In my view, the Regulation AT NPRMs
were poorly crafted and flawed public policy
that failed to understand the true risks of the
electronic trading environment and the
intrinsic incentives that exchanges and
market participants have to mitigate and
address those risks. I am pleased the
Commission is officially rejecting the policy
rationales and regulatory requirements
proposed in the Regulation AT NPRMs and
is instead embracing the principles-based
approach of today’s proposal.
Appendix 4—Statement of Dissent of
Commissioner Rostin Behnam
I strongly support thoughtful and
meaningful policy that addresses the use of
automated systems in our markets.1 As Chris
Clearfield of System Logic, a research and
consulting firm focusing on issues of risk and
complexity remarked, ‘‘In every situation, a
trader or a piece of technology might fail, or
a shock might trigger a liquidity event.
What’s important is that structures are in
place to limit—not amplify—the impact on
the overall system.’’ 2 Any rule that we put
forward should both minimize the potential
for market disruptions and other operational
problems that may arise from the automation
of order origination, transmission or
execution, and create structures to absorb
and buffer breakdowns when they occur.
Unfortunately, today’s proposal regarding
Electronic Trading Risk Principles does not
meaningfully achieve this, and thus I
respectfully dissent.
A little over ten years ago, on May 6, 2010,
the Flash Crash shook our markets.3 The
prices of many U.S.-based equity products,
including stock index futures, experienced
an extraordinarily rapid decline and
recovery.

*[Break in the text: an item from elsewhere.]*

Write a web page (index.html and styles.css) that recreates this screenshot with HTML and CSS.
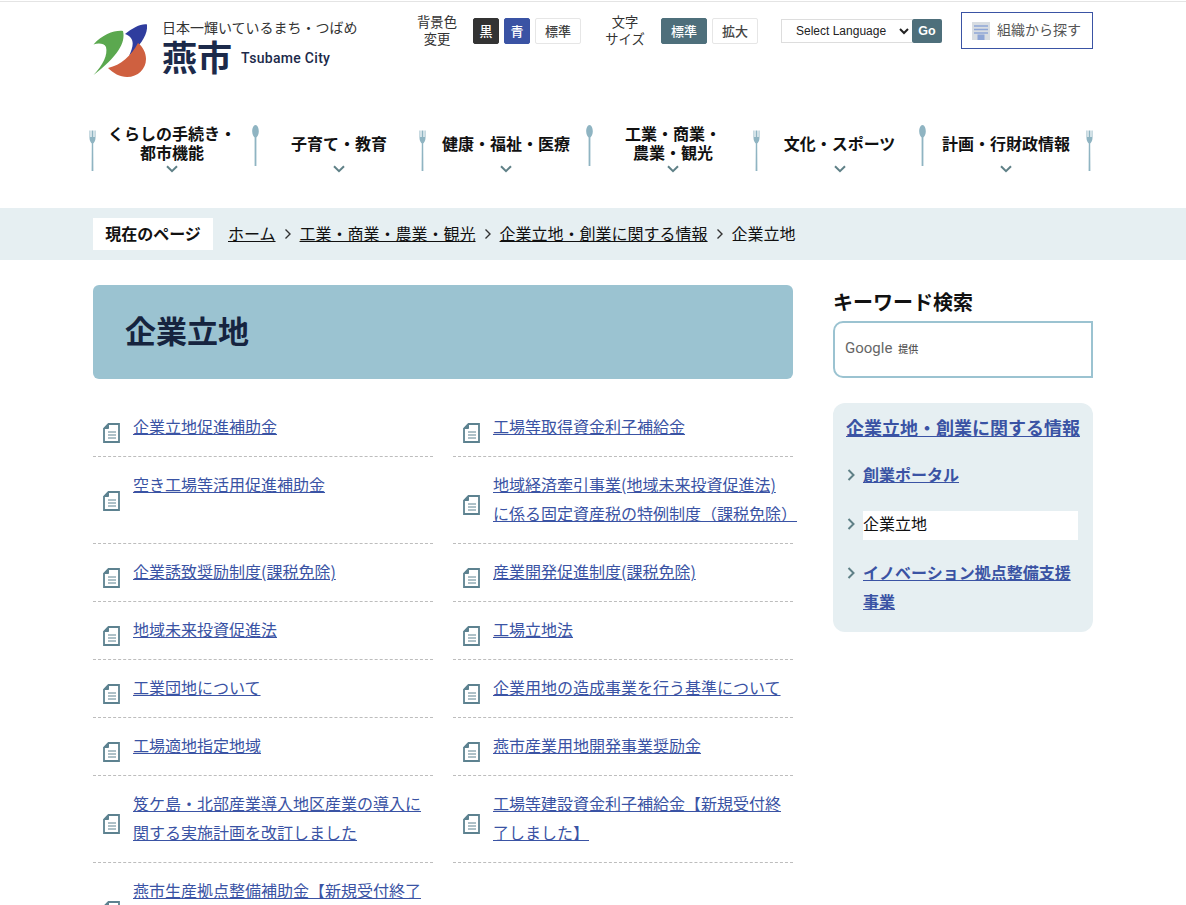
FILE: index.html
```html
<!DOCTYPE html>
<html lang="ja">
  <head>
    <meta charset="UTF-8" />
    <meta name="viewport" content="width=device-width, initial-scale=1.0" />
    <title>企業立地 | 燕市</title>
    <link rel="stylesheet" href="styles.css">
  </head>
  <body>
    <svg class="svg-defs" width="0" height="0" aria-hidden="true">
      <symbol id="fork" viewBox="0 0 7 41">
        <path d="M0.5 0.5V8C0.5 11 2 12.5 2.8 13.5L2.6 41H4.4L4.2 13.5C5 12.5 6.5 11 6.5 8V0.5H5.6V7H4.4V0.5H2.6V7H1.4V0.5Z" fill="#8fb4c2"/>
      </symbol>
      <symbol id="spoon" viewBox="0 0 7 41">
        <path d="M3.5 0C5.5 0 6.8 3 6.8 6.5C6.8 9.5 5.5 11.5 4.4 12.5L4.4 41H2.6L2.6 12.5C1.5 11.5 0.2 9.5 0.2 6.5C0.2 3 1.5 0 3.5 0Z" fill="#8fb4c2"/>
      </symbol>
      <symbol id="chev-down" viewBox="0 0 12 8">
        <path d="M1 1.2L6 6.2L11 1.2" fill="none" stroke="#5f8087" stroke-width="2"/>
      </symbol>
      <symbol id="chev-right" viewBox="0 0 8 12">
        <path d="M1.5 1L6.5 6L1.5 11" fill="none" stroke="#5f8087" stroke-width="2"/>
      </symbol>
      <symbol id="crumb-chev" viewBox="0 0 8 12">
        <path d="M1.5 1.5L6 6L1.5 10.5" fill="none" stroke="#333" stroke-width="1.4"/>
      </symbol>
      <symbol id="doc" viewBox="0 0 17 20">
        <path d="M5.5 1H16V19H1V5.5Z" fill="#fff" stroke="#5d8290" stroke-width="1.8"/>
        <path d="M1 5.5L5.5 1V5.5Z" fill="#5d8290" stroke="#5d8290" stroke-width="1"/>
        <path d="M5 9H13M5 12H13M5 15H13" stroke="#5d8290" stroke-width="1"/>
      </symbol>
    </svg>

    <header class="site-header">
      <div class="wrap header-inner">
        <a class="logo" href="#">
          <svg class="logo-mark" width="54" height="55" viewBox="0 0 54 55">
            <path d="M0.5 52C10 42 15 32 13 24C11 20 5 20 0.5 21.5C10 11 22 7 30 8C33 20 24 34 0.5 52Z" fill="#5ba84f"/>
            <path d="M32 11C40 5 48 0.5 54 1.5C55 12 48 21 36 33C41 22 42 15 32 11Z" fill="#2f3d9e"/>
            <path d="M45 20C50 24 53 30 53 36C53 46 45 54 34 54C27 54 20 50 15 45C28 42 38 33 45 20Z" fill="#cf6040"/>
          </svg>
          <div class="logo-text">
            <div class="logo-tag">日本一輝いているまち・つばめ</div>
            <div class="logo-name">
              <span class="logo-city">燕市</span>
              <span class="logo-en">Tsubame City</span>
            </div>
          </div>
        </a>

        <div class="tools">
          <div class="tool-group">
            <span class="tool-label">背景色<br>変更</span>
            <button class="tool-btn tool-black">黒</button>
            <button class="tool-btn tool-blue">青</button>
            <button class="tool-btn tool-wide">標準</button>
          </div>
          <div class="tool-group">
            <span class="tool-label">文字<br>サイズ</span>
            <button class="tool-btn tool-wide tool-on">標準</button>
            <button class="tool-btn tool-wide">拡大</button>
          </div>
          <form class="lang">
            <select class="lang-select">
              <option>Select Language</option>
            </select>
            <button class="lang-go" type="button">Go</button>
          </form>
          <a class="org-link" href="#">
            <svg width="18" height="18" viewBox="0 0 18 18">
              <rect width="18" height="18" fill="#d8dde2"/>
              <path d="M2 4H16M2 7.5H16M2 11H16" stroke="#8ea6d6" stroke-width="1.6"/>
              <rect x="5.5" y="12.5" width="7" height="5.5" fill="#8ea6d6"/>
            </svg>
            <span class="org-text">組織から探す</span>
          </a>
        </div>
      </div>

      <nav class="gnav">
        <svg class="gnav-sep"><use href="#fork"/></svg>
        <a class="gnav-item gnav-first" href="#"><span class="gnav-label">くらしの手続き・<br>都市機能</span><svg class="gnav-chev"><use href="#chev-down"/></svg></a>
        <svg class="gnav-sep gnav-sep-spoon"><use href="#spoon"/></svg>
        <a class="gnav-item" href="#"><span class="gnav-label">子育て・教育</span><svg class="gnav-chev"><use href="#chev-down"/></svg></a>
        <svg class="gnav-sep"><use href="#fork"/></svg>
        <a class="gnav-item" href="#"><span class="gnav-label">健康・福祉・医療</span><svg class="gnav-chev"><use href="#chev-down"/></svg></a>
        <svg class="gnav-sep gnav-sep-spoon"><use href="#spoon"/></svg>
        <a class="gnav-item" href="#"><span class="gnav-label">工業・商業・<br>農業・観光</span><svg class="gnav-chev"><use href="#chev-down"/></svg></a>
        <svg class="gnav-sep"><use href="#fork"/></svg>
        <a class="gnav-item gnav-narrow" href="#"><span class="gnav-label">文化・スポーツ</span><svg class="gnav-chev"><use href="#chev-down"/></svg></a>
        <svg class="gnav-sep gnav-sep-spoon"><use href="#spoon"/></svg>
        <a class="gnav-item" href="#"><span class="gnav-label">計画・行財政情報</span><svg class="gnav-chev"><use href="#chev-down"/></svg></a>
        <svg class="gnav-sep"><use href="#fork"/></svg>
      </nav>
    </header>

    <div class="crumbs">
      <div class="wrap crumbs-inner">
        <span class="crumbs-label">現在のページ</span>
        <a href="#">ホーム</a>
        <svg class="crumbs-chev"><use href="#crumb-chev"/></svg>
        <a href="#">工業・商業・農業・観光</a>
        <svg class="crumbs-chev"><use href="#crumb-chev"/></svg>
        <a href="#">企業立地・創業に関する情報</a>
        <svg class="crumbs-chev"><use href="#crumb-chev"/></svg>
        <span>企業立地</span>
      </div>
    </div>

    <div class="wrap content">
      <main class="main">
        <h1 class="page-title">企業立地</h1>
        <ul class="link-list">
          <li class="link-row"><svg class="doc"><use href="#doc"/></svg><a href="#">企業立地促進補助金</a></li>
          <li class="link-row"><svg class="doc"><use href="#doc"/></svg><a href="#">工場等取得資金利子補給金</a></li>
          <li class="link-row link-row-top"><svg class="doc"><use href="#doc"/></svg><a href="#">空き工場等活用促進補助金</a></li>
          <li class="link-row"><svg class="doc"><use href="#doc"/></svg><a href="#">地域経済牽引事業(地域未来投資促進法)<br>に係る固定資産税の特例制度（課税免除）</a></li>
          <li class="link-row"><svg class="doc"><use href="#doc"/></svg><a href="#">企業誘致奨励制度(課税免除)</a></li>
          <li class="link-row"><svg class="doc"><use href="#doc"/></svg><a href="#">産業開発促進制度(課税免除)</a></li>
          <li class="link-row"><svg class="doc"><use href="#doc"/></svg><a href="#">地域未来投資促進法</a></li>
          <li class="link-row"><svg class="doc"><use href="#doc"/></svg><a href="#">工場立地法</a></li>
          <li class="link-row"><svg class="doc"><use href="#doc"/></svg><a href="#">工業団地について</a></li>
          <li class="link-row"><svg class="doc"><use href="#doc"/></svg><a href="#">企業用地の造成事業を行う基準について</a></li>
          <li class="link-row"><svg class="doc"><use href="#doc"/></svg><a href="#">工場適地指定地域</a></li>
          <li class="link-row"><svg class="doc"><use href="#doc"/></svg><a href="#">燕市産業用地開発事業奨励金</a></li>
          <li class="link-row"><svg class="doc"><use href="#doc"/></svg><a href="#">笈ケ島・北部産業導入地区産業の導入に関する実施計画を改訂しました</a></li>
          <li class="link-row"><svg class="doc"><use href="#doc"/></svg><a href="#">工場等建設資金利子補給金【新規受付終了しました】</a></li>
          <li class="link-row"><svg class="doc"><use href="#doc"/></svg><a href="#">燕市生産拠点整備補助金【新規受付終了しました】</a></li>
        </ul>
      </main>

      <aside class="side">
        <h2 class="side-title">キーワード検索</h2>
        <div class="search-box">
          <span class="search-google">Google</span>
          <span class="search-by">提供</span>
        </div>
        <div class="side-menu">
          <h2 class="side-menu-title"><a href="#">企業立地・創業に関する情報</a></h2>
          <ul class="side-list">
            <li class="side-item"><svg class="side-chev"><use href="#chev-right"/></svg><div class="side-text"><a href="#">創業ポータル</a></div></li>
            <li class="side-item"><svg class="side-chev"><use href="#chev-right"/></svg><div class="side-text side-current">企業立地</div></li>
            <li class="side-item"><svg class="side-chev"><use href="#chev-right"/></svg><div class="side-text"><a href="#">イノベーション拠点整備支援事業</a></div></li>
          </ul>
        </div>
      </aside>
    </div>
  </body>
</html>
```

FILE: styles.css
```css
* {
  box-sizing: border-box;
}

html,
body {
  height: 905px;
  overflow: hidden;
}

body {
  margin: 0;
  padding-top: 1px;
  background-color: #ffffff;
  color: #111111;
  font-family: "Noto Sans CJK JP", "Noto Sans", sans-serif;
  font-size: 16px;
}

a {
  color: #3a53a4;
}

ul {
  list-style: none;
  margin: 0;
  padding: 0;
}

.svg-defs {
  position: absolute;
}

.wrap {
  width: 1000px;
  margin: 0 auto;
}

/* header */
.site-header {
  border-top: 1px solid #e4e4e4;
}

.header-inner {
  height: 123px;
  padding-top: 10px;
  display: flex;
  justify-content: space-between;
  align-items: flex-start;
}

.logo {
  display: flex;
  margin-top: 7px;
  color: #1c2a4a;
  text-decoration: none;
}

.logo-mark {
  flex: none;
  margin-top: 4px;
}

.logo-text {
  margin-left: 15px;
}

.logo-tag {
  font-size: 14px;
  line-height: 16px;
  color: #333;
}

.logo-name {
  display: flex;
  align-items: center;
  margin-top: 2px;
}

.logo-city {
  font-size: 35px;
  line-height: 38px;
  font-weight: 700;
}

.logo-en {
  margin: 4px 0 0 9px;
  font-family: "Roboto", sans-serif;
  font-size: 14px;
  font-weight: 500;
  letter-spacing: 0.3px;
}

.tools {
  display: flex;
  align-items: center;
  height: 37px;
}

.tool-group {
  display: flex;
  align-items: center;
  gap: 5px;
  margin-right: 24px;
}

.tool-label {
  width: 40px;
  margin-right: 11px;
  padding-bottom: 1px;
  font-size: 13.3px;
  line-height: 17px;
  text-align: center;
  color: #333;
  white-space: nowrap;
}

.tool-btn {
  width: 26px;
  height: 26px;
  padding: 0;
  border: 1px solid #e6e6e6;
  border-radius: 2px;
  background-color: #ffffff;
  color: #444;
  font-family: inherit;
  font-size: 13px;
  font-weight: 500;
}

.tool-wide {
  width: 46px;
}

.tool-black {
  background-color: #333333;
  border-color: #333333;
  color: #ffffff;
}

.tool-blue {
  background-color: #3a53a4;
  border-color: #3a53a4;
  color: #ffffff;
}

.tool-on {
  background-color: #4e6f7b;
  border-color: #4e6f7b;
  color: #ffffff;
}

.lang {
  display: flex;
  margin-right: 19px;
  margin-left: -1px;
}

.lang-select {
  width: 131px;
  height: 24px;
  padding-left: 10px;
  border: 1px solid #dddddd;
  border-right: none;
  border-radius: 0;
  background-color: #ffffff;
  color: #222;
  font-family: "Liberation Sans", sans-serif;
  font-size: 12px;
}

.lang-go {
  width: 30px;
  height: 24px;
  padding: 0;
  border: none;
  border-radius: 2px;
  background-color: #4e6f7b;
  color: #ffffff;
  font-family: "Liberation Sans", sans-serif;
  font-size: 12.5px;
  font-weight: 700;
}

.org-link {
  display: flex;
  align-items: center;
  gap: 7px;
  width: 132px;
  height: 37px;
  padding-left: 10px;
  border: 1px solid #3a53a4;
  color: #555;
  font-size: 14px;
  text-decoration: none;
  white-space: nowrap;
}

.org-text {
  padding-bottom: 3px;
}

/* global nav */
.gnav {
  display: flex;
  width: 1004px;
  height: 83px;
  margin-left: 89px;
}

.gnav-sep {
  flex: none;
  width: 7px;
  height: 41px;
  margin-top: 5px;
}

.gnav-sep-spoon {
  margin-top: 0;
}

.gnav-item {
  flex: none;
  width: 160px;
  height: 50px;
  display: flex;
  flex-direction: column;
  align-items: center;
  color: #111111;
  font-weight: 700;
  line-height: 19px;
  text-align: center;
  text-decoration: none;
}

.gnav-first {
  width: 156px;
  padding-right: 4px;
}

.gnav-narrow {
  width: 159px;
}

.gnav-label {
  height: 38px;
  margin-top: -1px;
  display: flex;
  align-items: center;
}

.gnav-chev {
  width: 12px;
  height: 8px;
  margin-top: 3px;
}

/* breadcrumb */
.crumbs {
  height: 52px;
  background-color: #e6eff2;
}

.crumbs-inner {
  height: 100%;
  display: flex;
  align-items: center;
  padding-bottom: 2px;
  font-size: 16px;
}

.crumbs-inner a {
  color: #111111;
}

.crumbs-label {
  width: 120px;
  height: 32px;
  margin: 2px 15px 0 0;
  background-color: #ffffff;
  font-size: 16px;
  font-weight: 700;
  line-height: 30px;
  text-align: center;
}

.crumbs-chev {
  width: 8px;
  height: 12px;
  margin: 2px 8px 0;
}

/* content */
.content {
  display: flex;
  justify-content: space-between;
  padding-top: 25px;
}

.main {
  width: 700px;
}

.page-title {
  height: 94px;
  margin: 0 0 20px;
  padding-left: 32px;
  border-radius: 6px;
  background-color: #9bc3d1;
  color: #16243f;
  font-size: 31px;
  font-weight: 700;
  line-height: 90px;
}

.link-list {
  display: grid;
  grid-template-columns: 340px 340px;
  column-gap: 20px;
}

.link-row {
  display: flex;
  align-items: center;
  padding: 13px 0 15px;
  border-bottom: 1px dashed #bdbdbd;
  line-height: 29px;
}

.link-row-top {
  align-items: flex-start;
}

.link-row-top .doc {
  margin-top: 21px;
  margin-bottom: 0;
}

.doc {
  flex: none;
  width: 17px;
  height: 20px;
  margin: 6px 13px -6px 10px;
}

/* sidebar */
.side {
  width: 260px;
}

.side-title {
  margin: 0;
  padding-bottom: 2px;
  font-size: 20px;
  line-height: 34px;
  font-weight: 700;
}

.search-box {
  display: flex;
  align-items: center;
  height: 57px;
  padding: 0 10px 3px;
  border: 2px solid #9bc3d1;
  border-radius: 10px 0 0 10px;
}

.search-google {
  font-family: "Roboto", sans-serif;
  font-size: 15px;
  color: #666666;
}

.search-by {
  margin-left: 6px;
  font-size: 10px;
  font-weight: 500;
  color: #555555;
}

.side-menu {
  margin-top: 25px;
  padding: 10px 15px 16px 13px;
  border-radius: 12px;
  background-color: #e6eff2;
}

.side-menu-title {
  margin: 0 0 18px;
  font-size: 18px;
  font-weight: 700;
  line-height: 29px;
  white-space: nowrap;
}

.side-list {
  display: flex;
  flex-direction: column;
  gap: 20px;
}

.side-item {
  display: flex;
  line-height: 29px;
  font-weight: 700;
}

.side-chev {
  flex: none;
  width: 8px;
  height: 12px;
  margin: 9px 8px 0 1px;
}

.side-text {
  flex: 1;
}

.side-current {
  height: 29px;
  margin: 2px 0 -2px;
  background-color: #ffffff;
  font-weight: 400;
  line-height: 25px;
  color: #111;
}
```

After this event, the staffs of the
U.S. Securities and Exchange Commission
(‘‘SEC’’) and CFTC issued a report to the Joint
CFTC–SEC Advisory Committee on Emerging
Regulatory Issues.4 The report noted that
‘‘[o]ne key lesson is that under stressed
market conditions, the automated execution
of a large sell order can trigger extreme price
movements, especially if the automated
execution algorithm does not take prices into
account. Moreover, the interaction between
automated execution programs and
algorithmic trading strategies can quickly
1 The Commission’s Office of the Chief Economist
has found that over 96 percent of all on-exchange
futures trading occurred on DCMs’ electronic
trading platforms. Haynes, Richard & Roberts, John
S., ‘‘Automated Trading in Futures Markets—
Update #2’’ at 8 (Mar. 26, 2019), available at https://
www.cftc.gov/sites/default/files/2019-04/ATS_2yr_
Update_Final_2018_ada.pdf.
2 Chris Clearfield, Vision Zero for Our Markets,
The Risk Desk, Dec. 21, 2016, at 4.
3 See Findings Regarding the Market Events of
May 6, 2010, Report of the Staffs of the CFTC and
SEF to the Joint Advisory Committee on Emerging
Regulatory Issues (Sept. 30, 2010), available at
https://www.cftc.gov/ucm/groups/public/@otherif/
documents/ifdocs/staff-findings050610.pdf.
4 Id.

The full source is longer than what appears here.